Does this mean Texas is toast?
As just about everyone knows, El Niño is a periodic unusual warming of the surface water in the eastern and central tropical Pacific Ocean. Actually, that’s pretty much a lie. Most people don’t know the definition of El Niño or its mirror image, La Niña, and truthfully, most people don’t much care.
What you do care about if you’re a Texan suffering through the worst one-year drought on record, or a New Yorker who had to dig out from massive snowstorms last winter (tied in part to La Niña), or a Californian who has ever had to deal with the torrential rains that trigger catastrophic mudslides (linked to El Niño), is that these natural climate cycles can elevate the odds of natural disasters where you live.
At the moment, we’re now entering the second year of the La Niña part of the cycle. La Niña is one key reason why the Southwest was so dry last winter and through the spring and summer, and since La Niña is projected to continue through the coming winter, Texas and nearby states aren’t likely to get much relief.
Precipitation outlook for winter 2011-12, showing the likelihood of below average precipitation in Texas and other drought-stricken states.
But Niñas and Niños (the broader cycle, for you weather/climate geeks, is known as the “El Niño-Southern Oscillation,” or “ENSO”) don’t just operate in isolation. They’re part of the broader climate system, which means that climate change could theoretically change how they operate — make them develop more frequently, for example, or less frequently, or be more or less pronounced. Climate change could also intensify the effects of El Niño and La Niña events.
Climate scientists have been wrestling with the first question for a while now, and they still don’t really have a definitive answer. Some climate models have suggested that global warming has already begun to cause subtle changes in ENSO cycles, and that the changes will become more pronounced later this century. But a new study, published in the Journal of Climate, doesn’t find much evidence for that.
But on the second question, the new study is a lot more definitive. “Due to a warmer and moister atmosphere,” said co-author Baylor Fox-Kemper, of the University of Colorado in a press release, “the impacts of El Niño are changing even though El Niño itself doesn’t change.”
That’s because global warming has begun to change the playing field on which El Niño and La Niña operate, just as it's changing the background conditions that give rise to our everyday weather. The Texas drought is a prime example. Its most likely cause is reduced rainfall from La Niña-related weather patterns. But however dry Texas and Oklahoma might have been otherwise, the killer heat wave that plagued the region this past summer — the sort of heat wave global warming is already making more commonplace — baked much of the remaining moisture out of both the soil and vegetation. No wonder large parts of the Lone Star State have gone up in smoke.

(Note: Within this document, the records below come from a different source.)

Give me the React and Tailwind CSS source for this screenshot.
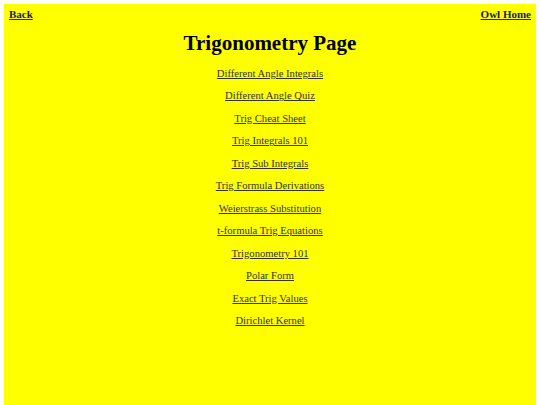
import React from 'react';

const links = [
  'Different Angle Integrals',
  'Different Angle Quiz',
  'Trig Cheat Sheet',
  'Trig Integrals 101',
  'Trig Sub Integrals',
  'Trig Formula Derivations',
  'Weierstrass Substitution',
  't-formula Trig Equations',
  'Trigonometry 101',
  'Polar Form',
  'Exact Trig Values',
  'Dirichlet Kernel',
];

const App = () => {
  return (
    <div className="h-[405px] bg-white pt-[4px] px-[4px] font-['Liberation_Serif',serif]">
      <div className="h-full bg-[#ffff00] px-[5px]">
        <div className="flex justify-between items-center pt-[1px] text-[11px] font-bold leading-[18px]">
          <a href="#" className="underline text-[#1a1a5e]">Back</a>
          <a href="#" className="underline text-[#1a1a5e]">Owl Home</a>
        </div>
        <h1 className="text-center text-[21px] font-bold text-black leading-[30px] mt-[5px]">Trigonometry Page</h1>
        <div className="flex flex-col items-center mt-[5px]">
          {links.map((l) => (
            <a key={l} href="#" className="underline text-[10.6px] leading-[22.45px] text-[#333333]">
              {l}
            </a>
          ))}
        </div>
      </div>
    </div>
  );
};

export default App;
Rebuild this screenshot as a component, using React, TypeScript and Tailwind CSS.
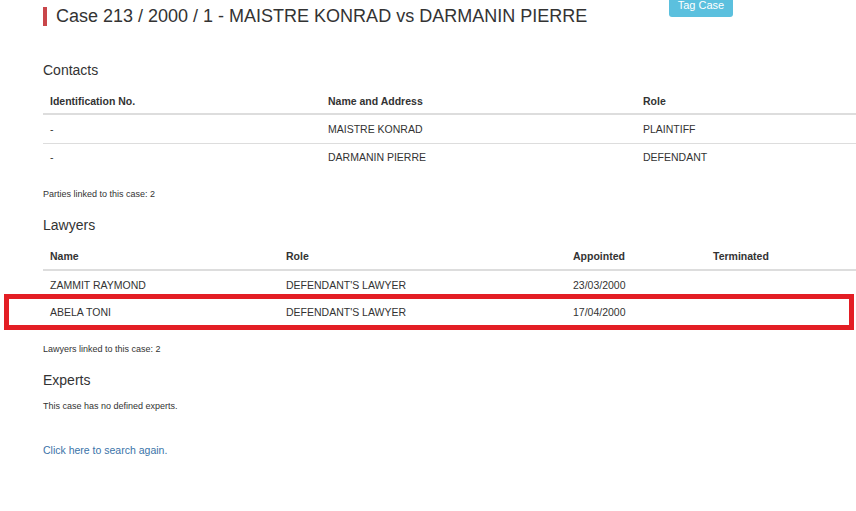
import React from 'react'

const contacts = [
    { id: '-', name: 'MAISTRE KONRAD', role: 'PLAINTIFF' },
    { id: '-', name: 'DARMANIN PIERRE', role: 'DEFENDANT' },
]

const lawyers = [
    { name: 'ZAMMIT RAYMOND', role: "DEFENDANT'S LAWYER", appointed: '23/03/2000', terminated: '' },
    { name: 'ABELA TONI', role: "DEFENDANT'S LAWYER", appointed: '17/04/2000', terminated: '' },
]

export default function App() {
    return (
        <div
            className="min-h-[511px] w-[856px] overflow-hidden bg-white text-[#333]"
            style={{ fontFamily: '"Liberation Sans", Arial, sans-serif' }}
        >
            {/* Title row */}
            <div className="flex pl-[43px]">
                <div className="flex w-[626px] items-center gap-[9px] pt-[7px]">
                    <div className="h-[19px] w-[4px] bg-[#c9464a]"></div>
                    <h1 className="text-[18px] leading-[19px] text-[#333]">
                        Case 213 / 2000 / 1 - MAISTRE KONRAD vs DARMANIN PIERRE
                    </h1>
                </div>
                <button className="-mt-[6px] h-[23px] w-[64px] rounded-[3px] bg-[#5bc0de] text-[11px] leading-[21px] text-white">
                    Tag Case
                </button>
            </div>

            <div className="pl-[43px]">
                {/* Contacts */}
                <h2 className="mt-[36px] text-[14px] leading-[16px]">Contacts</h2>
                <div className="mt-[10px] text-[10.5px]">
                    <div className="grid h-[27px] grid-cols-[278px_315px_1fr] items-center border-b-2 border-[#ddd] pt-[2px] font-bold">
                        <div className="px-[7px]">Identification No.</div>
                        <div className="px-[7px]">Name and Address</div>
                        <div className="px-[7px]">Role</div>
                    </div>
                    {contacts.map((c, i) => (
                        <div
                            key={i}
                            className={`grid h-[28px] grid-cols-[278px_315px_1fr] items-center pt-[1px] ${i > 0 ? 'border-t border-[#ddd]' : ''}`}
                        >
                            <div className="px-[7px]">{c.id}</div>
                            <div className="px-[7px]">{c.name}</div>
                            <div className="px-[7px]">{c.role}</div>
                        </div>
                    ))}
                </div>
                <p className="mt-[18px] text-[9px] leading-[10px]">Parties linked to this case: 2</p>

                {/* Lawyers */}
                <h2 className="mt-[18px] text-[14px] leading-[16px]">Lawyers</h2>
                <div className="mt-[11px] text-[10.5px]">
                    <div className="grid h-[27px] grid-cols-[236px_287px_140px_1fr] items-center border-b-2 border-[#ddd] pt-[1px] font-bold">
                        <div className="px-[7px]">Name</div>
                        <div className="px-[7px]">Role</div>
                        <div className="px-[7px]">Appointed</div>
                        <div className="px-[7px]">Terminated</div>
                    </div>
                    {lawyers.map((l, i) => (
                        <div
                            key={i}
                            className={`relative grid grid-cols-[236px_287px_140px_1fr] items-center ${i === 0 ? 'h-[28px] pt-[1px]' : 'h-[27px]'}`}
                        >
                            <div className="px-[7px]">{l.name}</div>
                            <div className="px-[7px]">{l.role}</div>
                            <div className="px-[7px]">{l.appointed}</div>
                            <div className="px-[7px]">{l.terminated}</div>
                            {/* highlighted row */}
                            {i === 1 && (
                                <div className="pointer-events-none absolute -top-[5px] -bottom-[4px] -left-[39px] right-[2px] border-[5px] border-[#e31e24]"></div>
                            )}
                        </div>
                    ))}
                </div>
                <p className="mt-[18px] text-[9px] leading-[10px]">Lawyers linked to this case: 2</p>

                {/* Experts */}
                <h2 className="mt-[18px] text-[14px] leading-[16px]">Experts</h2>
                <p className="mt-[13px] text-[9px] leading-[10px]">This case has no defined experts.</p>

                <a href="#" className="mt-[33px] block text-[10.5px] leading-[13px] text-[#3a73a8]">
                    Click here to search again.
                </a>
            </div>
        </div>
    )
}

A map of sea surface temperature anomalies, showing a swath of cooler than average waters in the central and eastern tropical Pacific Ocean - a telltale sign La Niña conditions.

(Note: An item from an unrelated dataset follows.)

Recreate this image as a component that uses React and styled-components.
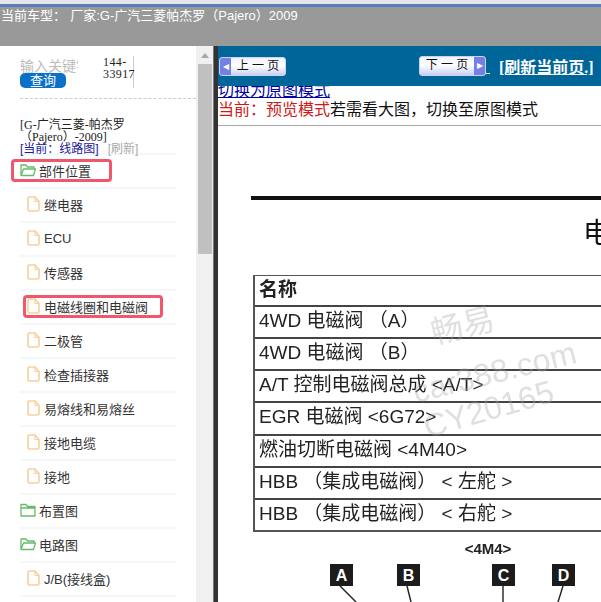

When the next El Niño occurs in a year or two, it will probably bring heavy rains to places like Southern California, whose unstable hillsides tend to slide when soggy. Except now, thanks to global warming, the typical El Niño-related storms that roll in off the Pacific may well be turbocharged, since a warmer atmosphere can hold more water. This is the reason, say many climate scientists, that downpours have become heavier in recent decades across broad geographical areas.
La Niña, plus the added moisture in the air from global warming, have also been partially implicated in the massive snowstorms that struck the Northeast and Mid-Atlantic states during the last two winters. Those could get worse as well, suggests the new analysis. “What we see,” says Fox-Kemper, “is that certain atmospheric patterns, such as the blocking high pressure south of Alaska typical of La Niña winters, strengthen…so, the cooling of North America expected in a La Niña winter would be stronger in future climates.” So to pre-answer the question that will inevitably be asked next winter: no, more snow does NOT contradict the idea that the planet is warming. Quite the contrary.
Finally, for those who really do want to know what El Niño and La Niña actually are, as opposed to what they do, you can go to NOAA's El Niño page. But be warned: there will be a quiz, and the word “thermocline” will appear.